Exercise => Exactly as written, quote every line that follows, skipping the images.

Collected material =>

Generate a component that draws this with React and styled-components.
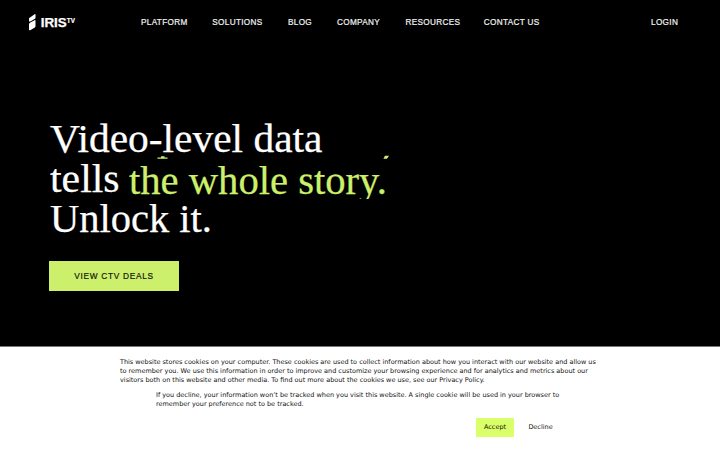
import React from 'react';
import styled, { createGlobalStyle } from 'styled-components';

const colors = {
  lime: '#cdf06c',
  accept: '#d9ff69',
  ink: '#111'
};

const GlobalStyle = createGlobalStyle`
  * {
    box-sizing: border-box;
  }

  body {
    margin: 0;
    background: #000;
    overflow: hidden;
  }
`;

const Page = styled.div`
  display: flex;
  flex-direction: column;
  width: 720px;
  height: 450px;
  background: #000;
  color: #fff;
  font-family: 'Liberation Sans', Arial, sans-serif;
`;

const Header = styled.header`
  display: flex;
  align-items: center;
  height: 44px;
  padding: 0 41px 0 28px;
`;

const Logo = styled.svg`
  display: block;
  width: 50px;
  height: 18px;
  flex: none;
`;

const Nav = styled.nav`
  display: flex;
  gap: 25px;
  margin-left: 63px;
`;

const NavLink = styled.a`
  width: ${({ $width }) => $width}px;
  padding-top: 2px;
  font-size: 8.2px;
  letter-spacing: 0.33px;
  line-height: 12px;
  color: #f2f2f2;
  -webkit-text-stroke: 0.2px #f2f2f2;
  white-space: nowrap;
`;

const LoginLink = styled(NavLink)`
  margin-left: auto;
`;

const Hero = styled.main`
  flex: 1;
  padding: 75px 49px 0;
`;

const Title = styled.h1`
  margin: 0 0 0 1px;
  font-family: 'Liberation Serif', serif;
  font-size: 39.5px;
  font-weight: 400;
  -webkit-text-stroke: 0.25px currentColor;
`;

const TitleLine = styled.div`
  display: flex;
  height: 40px;
  line-height: 40px;
  white-space: nowrap;
`;

const Stretch = styled.span`
  display: block;
  transform: scaleX(${({ $x }) => $x});
  transform-origin: 0 0;
`;

const Rotator = styled.span`
  position: relative;
  margin-left: 13px;
  color: ${colors.lime};
`;

const RotatorWindow = styled.span`
  display: block;
  width: 264px;
  height: 44px;
  padding-top: 2px;
  clip-path: inset(0 0 4px 0);
`;

// descenders of the phrase that is sliding out
const Leaving = styled.svg`
  position: absolute;
  left: 28px;
  top: -4px;
  width: 234px;
  height: 5px;
`;

const DealsButton = styled.a`
  display: flex;
  align-items: center;
  justify-content: center;
  width: 130px;
  height: 30px;
  margin-top: 22px;
  background: ${colors.lime};
  color: #15180b;
  font-size: 8.3px;
  letter-spacing: 0.72px;
  -webkit-text-stroke: 0.2px #15180b;
`;

const CookieBanner = styled.section`
  height: 104px;
  padding: 10.5px 120px 0;
  border-top: 1px solid #777;
  background: #fff;
  color: ${colors.ink};
  font-family: 'DejaVu Sans', sans-serif;
  font-size: 6.49px;
  line-height: 9px;
`;

const Paragraph = styled.p`
  margin: 0 0 6px ${({ $indent }) => $indent || 0}px;
  white-space: nowrap;
`;

const Line = styled.span`
  display: block;
`;

const Actions = styled.div`
  display: flex;
  gap: 4px;
  margin-left: 356px;
  padding-top: 3px;
`;

const CookieButton = styled.button`
  width: ${({ $width }) => $width}px;
  height: 19px;
  padding: 0;
  border: 0;
  background: ${({ $primary }) => ($primary ? colors.accept : 'transparent')};
  color: ${colors.ink};
  font: inherit;
`;

const links = [
  { label: 'PLATFORM', width: 46.3 },
  { label: 'SOLUTIONS', width: 50.7 },
  { label: 'BLOG', width: 24 },
  { label: 'COMPANY', width: 43.5 },
  { label: 'RESOURCES', width: 53.3 },
  { label: 'CONTACT US', width: 56 }
];

function IrisLogo() {
  return (
    <Logo viewBox="0 0 50 18" aria-label="IRIS TV">
      <g fill="#fff">
        <path d="M1 5.2 6.6 1.2c.5-.3.9-.1.9.5v2.5c0 1-.3 1.5-1 1.9L2.4 8.4C1.5 8.9 1 8.5 1 7.7z" />
        <path d="M1 11.3c0-.8.3-1.2.9-1.6l4.7-2.5c.5-.3.9-.1.9.5v5c0 1-.3 1.6-1.1 2.1L2.2 17.2c-.8.3-1.2 0-1.2-.7z" />
        <text
          x="12.7"
          y="13.6"
          fontFamily="Liberation Sans"
          fontSize="12"
          fontWeight="700"
          stroke="#fff"
          strokeWidth="0.25"
          textLength="26"
          lengthAdjust="spacingAndGlyphs"
        >
          IRIS
        </text>
        <text
          x="38.8"
          y="9.6"
          fontFamily="Liberation Sans"
          fontSize="6.3"
          fontWeight="700"
          stroke="#fff"
          strokeWidth="0.2"
          textLength="8.2"
        >
          TV
        </text>
      </g>
    </Logo>
  );
}

export default function App() {
  return (
    <Page>
      <GlobalStyle />
      <Header>
        <IrisLogo />
        <Nav>
          {links.map(({ label, width }) => (
            <NavLink key={label} $width={width}>
              {label}
            </NavLink>
          ))}
        </Nav>
        <LoginLink $width={28}>LOGIN</LoginLink>
      </Header>
      <Hero>
        <Title>
          <TitleLine>
            <Stretch $x={1.049}>Video-level data</Stretch>
          </TitleLine>
          <TitleLine>
            <Stretch $x={1.057}>tells</Stretch>
            <Rotator>
              <RotatorWindow>
                <Stretch $x={1.028}>the whole story.</Stretch>
              </RotatorWindow>
              <Leaving viewBox="0 0 234 5" fill={colors.lime}>
                <path d="M0.5 2.5h10v1.3h-10zM4 1.3h3.5v1.2H4zM228 .8h4l-2 3h-3.6z" />
              </Leaving>
            </Rotator>
          </TitleLine>
          <TitleLine>
            <Stretch $x={1.025}>Unlock it.</Stretch>
          </TitleLine>
        </Title>
        <DealsButton>VIEW CTV DEALS</DealsButton>
      </Hero>
      <CookieBanner>
        <Paragraph>
          <Line>
            This website stores cookies on your computer. These cookies are used to collect information about how you
            interact with our website and allow us
          </Line>
          <Line>
            to remember you. We use this information in order to improve and customize your browsing experience and for
            analytics and metrics about our
          </Line>
          <Line>
            visitors both on this website and other media. To find out more about the cookies we use, see our Privacy
            Policy.
          </Line>
        </Paragraph>
        <Paragraph $indent={36}>
          <Line>
            If you decline, your information won’t be tracked when you visit this website. A single cookie will be used
            in your browser to
          </Line>
          <Line>remember your preference not to be tracked.</Line>
        </Paragraph>
        <Actions>
          <CookieButton $primary $width={38}>
            Accept
          </CookieButton>
          <CookieButton $width={45}>Decline</CookieButton>
        </Actions>
      </CookieBanner>
    </Page>
  );
}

Complete answer =>
Generate a component that draws this with React and styled-components.
import React from 'react';
import styled, { createGlobalStyle } from 'styled-components';

const colors = {
  lime: '#cdf06c',
  accept: '#d9ff69',
  ink: '#111'
};

const GlobalStyle = createGlobalStyle`
  * {
    box-sizing: border-box;
  }

  body {
    margin: 0;
    background: #000;
    overflow: hidden;
  }
`;

const Page = styled.div`
  display: flex;
  flex-direction: column;
  width: 720px;
  height: 450px;
  background: #000;
  color: #fff;
  font-family: 'Liberation Sans', Arial, sans-serif;
`;

const Header = styled.header`
  display: flex;
  align-items: center;
  height: 44px;
  padding: 0 41px 0 28px;
`;

const Logo = styled.svg`
  display: block;
  width: 50px;
  height: 18px;
  flex: none;
`;

const Nav = styled.nav`
  display: flex;
  gap: 25px;
  margin-left: 63px;
`;

const NavLink = styled.a`
  width: ${({ $width }) => $width}px;
  padding-top: 2px;
  font-size: 8.2px;
  letter-spacing: 0.33px;
  line-height: 12px;
  color: #f2f2f2;
  -webkit-text-stroke: 0.2px #f2f2f2;
  white-space: nowrap;
`;

const LoginLink = styled(NavLink)`
  margin-left: auto;
`;

const Hero = styled.main`
  flex: 1;
  padding: 75px 49px 0;
`;

const Title = styled.h1`
  margin: 0 0 0 1px;
  font-family: 'Liberation Serif', serif;
  font-size: 39.5px;
  font-weight: 400;
  -webkit-text-stroke: 0.25px currentColor;
`;

const TitleLine = styled.div`
  display: flex;
  height: 40px;
  line-height: 40px;
  white-space: nowrap;
`;

const Stretch = styled.span`
  display: block;
  transform: scaleX(${({ $x }) => $x});
  transform-origin: 0 0;
`;

const Rotator = styled.span`
  position: relative;
  margin-left: 13px;
  color: ${colors.lime};
`;

const RotatorWindow = styled.span`
  display: block;
  width: 264px;
  height: 44px;
  padding-top: 2px;
  clip-path: inset(0 0 4px 0);
`;

// descenders of the phrase that is sliding out
const Leaving = styled.svg`
  position: absolute;
  left: 28px;
  top: -4px;
  width: 234px;
  height: 5px;
`;

const DealsButton = styled.a`
  display: flex;
  align-items: center;
  justify-content: center;
  width: 130px;
  height: 30px;
  margin-top: 22px;
  background: ${colors.lime};
  color: #15180b;
  font-size: 8.3px;
  letter-spacing: 0.72px;
  -webkit-text-stroke: 0.2px #15180b;
`;

const CookieBanner = styled.section`
  height: 104px;
  padding: 10.5px 120px 0;
  border-top: 1px solid #777;
  background: #fff;
  color: ${colors.ink};
  font-family: 'DejaVu Sans', sans-serif;
  font-size: 6.49px;
  line-height: 9px;
`;

const Paragraph = styled.p`
  margin: 0 0 6px ${({ $indent }) => $indent || 0}px;
  white-space: nowrap;
`;

const Line = styled.span`
  display: block;
`;

const Actions = styled.div`
  display: flex;
  gap: 4px;
  margin-left: 356px;
  padding-top: 3px;
`;

const CookieButton = styled.button`
  width: ${({ $width }) => $width}px;
  height: 19px;
  padding: 0;
  border: 0;
  background: ${({ $primary }) => ($primary ? colors.accept : 'transparent')};
  color: ${colors.ink};
  font: inherit;
`;

const links = [
  { label: 'PLATFORM', width: 46.3 },
  { label: 'SOLUTIONS', width: 50.7 },
  { label: 'BLOG', width: 24 },
  { label: 'COMPANY', width: 43.5 },
  { label: 'RESOURCES', width: 53.3 },
  { label: 'CONTACT US', width: 56 }
];

function IrisLogo() {
  return (
    <Logo viewBox="0 0 50 18" aria-label="IRIS TV">
      <g fill="#fff">
        <path d="M1 5.2 6.6 1.2c.5-.3.9-.1.9.5v2.5c0 1-.3 1.5-1 1.9L2.4 8.4C1.5 8.9 1 8.5 1 7.7z" />
        <path d="M1 11.3c0-.8.3-1.2.9-1.6l4.7-2.5c.5-.3.9-.1.9.5v5c0 1-.3 1.6-1.1 2.1L2.2 17.2c-.8.3-1.2 0-1.2-.7z" />
        <text
          x="12.7"
          y="13.6"
          fontFamily="Liberation Sans"
          fontSize="12"
          fontWeight="700"
          stroke="#fff"
          strokeWidth="0.25"
          textLength="26"
          lengthAdjust="spacingAndGlyphs"
        >
          IRIS
        </text>
        <text
          x="38.8"
          y="9.6"
          fontFamily="Liberation Sans"
          fontSize="6.3"
          fontWeight="700"
          stroke="#fff"
          strokeWidth="0.2"
          textLength="8.2"
        >
          TV
        </text>
      </g>
    </Logo>
  );
}

export default function App() {
  return (
    <Page>
      <GlobalStyle />
      <Header>
        <IrisLogo />
        <Nav>
          {links.map(({ label, width }) => (
            <NavLink key={label} $width={width}>
              {label}
            </NavLink>
          ))}
        </Nav>
        <LoginLink $width={28}>LOGIN</LoginLink>
      </Header>
      <Hero>
        <Title>
          <TitleLine>
            <Stretch $x={1.049}>Video-level data</Stretch>
          </TitleLine>
          <TitleLine>
            <Stretch $x={1.057}>tells</Stretch>
            <Rotator>
              <RotatorWindow>
                <Stretch $x={1.028}>the whole story.</Stretch>
              </RotatorWindow>
              <Leaving viewBox="0 0 234 5" fill={colors.lime}>
                <path d="M0.5 2.5h10v1.3h-10zM4 1.3h3.5v1.2H4zM228 .8h4l-2 3h-3.6z" />
              </Leaving>
            </Rotator>
          </TitleLine>
          <TitleLine>
            <Stretch $x={1.025}>Unlock it.</Stretch>
          </TitleLine>
        </Title>
        <DealsButton>VIEW CTV DEALS</DealsButton>
      </Hero>
      <CookieBanner>
        <Paragraph>
          <Line>
            This website stores cookies on your computer. These cookies are used to collect information about how you
            interact with our website and allow us
          </Line>
          <Line>
            to remember you. We use this information in order to improve and customize your browsing experience and for
            analytics and metrics about our
          </Line>
          <Line>
            visitors both on this website and other media. To find out more about the cookies we use, see our Privacy
            Policy.
          </Line>
        </Paragraph>
        <Paragraph $indent={36}>
          <Line>
            If you decline, your information won’t be tracked when you visit this website. A single cookie will be used
            in your browser to
          </Line>
          <Line>remember your preference not to be tracked.</Line>
        </Paragraph>
        <Actions>
          <CookieButton $primary $width={38}>
            Accept
          </CookieButton>
          <CookieButton $width={45}>Decline</CookieButton>
        </Actions>
      </CookieBanner>
    </Page>
  );
}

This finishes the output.